Ces réflexions sont à la base de l’idée qui a germé en moi pour réaliser ce que je pourrais nommer une ”fresque musicale mystique et écologique” dans laquelle des prophéties vieilles de près de 2000 ans en percutent d’autres prononcées à la fin du XXe siècle, et qui n’ont, elles, rien de religieux, car elles se basent sur des appréciations, des déclarations émises par des scientifiques et des philosophes qui avertissent très concrètement l’humanité du danger irrémédiable qu’elle encourt si rien n’est entrepris pour la sauver. Les textes prémonitoires de l’Apocalypse, par les descriptions cataclysmiques qu’ils contiennent, nous renvoient maintenant à notre réalité. Ces textes annonciateurs de la fin du monde ont justifié, corroboré et confirmé les malheurs, les disgrâces qui pourraient encore s’abattre sur nous si nous n’agissons pas.

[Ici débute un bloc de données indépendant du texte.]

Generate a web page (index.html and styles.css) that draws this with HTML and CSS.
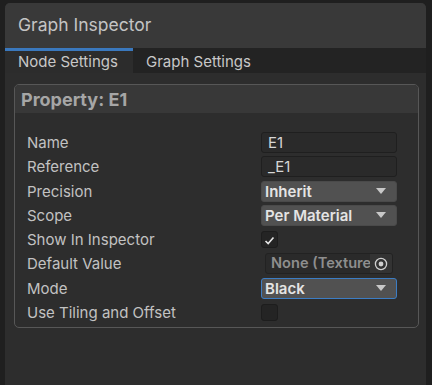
FILE: index.html
```html
<!DOCTYPE html>
<html>
<head>
<meta charset="utf-8">
<link rel="stylesheet" href="styles.css">
</head>
<body>
<div class="panel">
  <div class="title">Graph Inspector</div>
  <div class="tabs">
    <div class="tab active">Node Settings</div>
    <div class="tab">Graph Settings</div>
  </div>
  <div class="content">
    <div class="prop">
      <div class="prop-head">Property: E1</div>
      <div class="prop-body">
        <div class="row"><span class="label">Name</span><div class="field text">E1</div></div>
        <div class="row"><span class="label">Reference</span><div class="field text">_E1</div></div>
        <div class="row"><span class="label">Precision</span><div class="field drop"><span>Inherit</span><i class="arrow"></i></div></div>
        <div class="row"><span class="label">Scope</span><div class="field drop"><span>Per Material</span><i class="arrow"></i></div></div>
        <div class="row"><span class="label">Show In Inspector</span><div class="check"><svg width="17" height="17" viewBox="0 0 17 17"><path d="M4 9 L7 12 L13 5" fill="none" stroke="#e6e6e6" stroke-width="1.8"/></svg></div></div>
        <div class="row"><span class="label">Default Value</span><div class="field obj"><span class="objtext">None (Texture 2D)</span><span class="objbtn"><svg width="14" height="14" viewBox="0 0 14 14"><circle cx="7" cy="7" r="5.6" fill="none" stroke="#cfcfcf" stroke-width="1.3"/><circle cx="7" cy="7" r="2.4" fill="#cfcfcf"/></svg></span></div></div>
        <div class="row"><span class="label">Mode</span><div class="field drop focus"><span>Black</span><i class="arrow"></i></div></div>
        <div class="row"><span class="label">Use Tiling and Offset</span><div class="check"></div></div>
      </div>
    </div>
  </div>
</div>
</body>
</html>
```
FILE: styles.css
```css
html, body {
  margin: 0;
  padding: 0;
  background: #1f1f1f;
  font-family: Inter, "Noto Sans", sans-serif;
  overflow: hidden;
}
body {
  padding: 3px 6px 0 5px;
  height: 385px;
  box-sizing: border-box;
}
.panel {
  background: #2d2d2d;
  border-radius: 5px 5px 0 0;
  height: 382px;
  overflow: hidden;
}
.title {
  height: 45px;
  line-height: 44px;
  background: #393939;
  color: #c4c4c4;
  font-size: 17.5px;
  padding-left: 13px;
}
.tabs {
  display: flex;
  height: 25px;
  background: #232323;
}
.tab {
  color: #c8c8c8;
  font-size: 15px;
  padding-left: 13px;
  line-height: 22px;
  border-top: 3px solid transparent;
}
.tab.active {
  width: 115px;
  background: #2c2c2c;
  border-top-color: #3a78bd;
}
.content {
  padding: 11px 7px 0 9px;
}
.prop {
  border: 1px solid #575757;
  border-radius: 5px;
  overflow: hidden;
}
.prop-head {
  height: 28px;
  line-height: 29px;
  background: #383838;
  color: #a6a6a6;
  font-weight: 700;
  font-size: 18px;
  padding-left: 6px;
}
.prop-body {
  padding: 19px 21px 4px 12px;
}
.row {
  display: grid;
  grid-template-columns: 1fr 136px;
  align-items: center;
  height: 24.3px;
  align-content: start;
}
.row:last-child { height: 21px; }
.label {
  color: #c2c2c2;
  font-size: 15px;
  line-height: 21px;
  white-space: nowrap;
}
.field {
  height: 21px;
  box-sizing: border-box;
  border-radius: 3px;
  font-size: 15px;
  white-space: nowrap;
  overflow: hidden;
}
.text {
  background: #2a2a2a;
  border: 1px solid #1f1f1f;
  color: #d6d6d6;
  padding-left: 6px;
  line-height: 19px;
}
.drop {
  background: #515151;
  border: 1px solid #4a4a4a;
  color: #e4e4e4;
  font-weight: 600;
  padding: 0 10px 0 3px;
  display: flex;
  align-items: center;
  justify-content: space-between;
  line-height: 19px;
}
.drop.focus {
  border: 1px solid #3c7dc4;
}
.arrow {
  width: 0;
  height: 0;
  border-left: 5px solid transparent;
  border-right: 5px solid transparent;
  border-top: 6px solid #c8c8c8;
}
.check {
  width: 17px;
  height: 17px;
  box-sizing: border-box;
  background: #242424;
  border: 1px solid #1d1d1d;
  border-radius: 3px;
  display: flex;
}
.obj {
  background: #2a2a2a;
  border: 1px solid #222;
  margin: 0 4px 0 4px;
  display: flex;
  color: #8e8e8e;
  font-weight: 600;
  font-size: 14.6px;
  line-height: 19px;
}
.objtext {
  flex: 1;
  overflow: hidden;
  padding-left: 5px;
}
.objbtn {
  width: 22px;
  background: #333333;
  display: flex;
  align-items: center;
  justify-content: center;
}
```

Eskatos est constitué de cinq parties distinctes :
- L’ère du sursis, qui débute avec une énumération succinte de certaines divinités grecques telles que Gaia (mère d’Ouranos, divinité chtonienne, la déesse mère), Ouréa (la Montagne, fils de Gaia), Ouranos (le Ciel ), Théia (une titanide, fille d’Ouranos). Et puis cette phrase frappante de Sahih Boukhari : l’heure ne viendra que lorsque le temps passera très vite.
- Les sept sceaux, textes extraits du sixième livre de l’Apocalypse, avec leurs annonciations terrifiantes de séismes, du soleil qui deviendra noir, des étoiles qui se mettront à choir.
- Les sept anges, textes extraits du huitième livre de l’Apocalypse : la grêle et le feu, les tremblements de terre et les tsunamis, la mer qui tourne en sang et les fleuves empoisonnés.
- On tue la terre, lamento sur cette phrase prémonitoire.
- Le temps de la fin : longue énumération des principaux fléaux dont nous sommes témoins, textes inspirés de certaines phrases écrites par Günther Anders, et d’autres qui ont été trouvées sur le site « SOS planète ». Elles seront déclamées au moyen d’un mégaphone.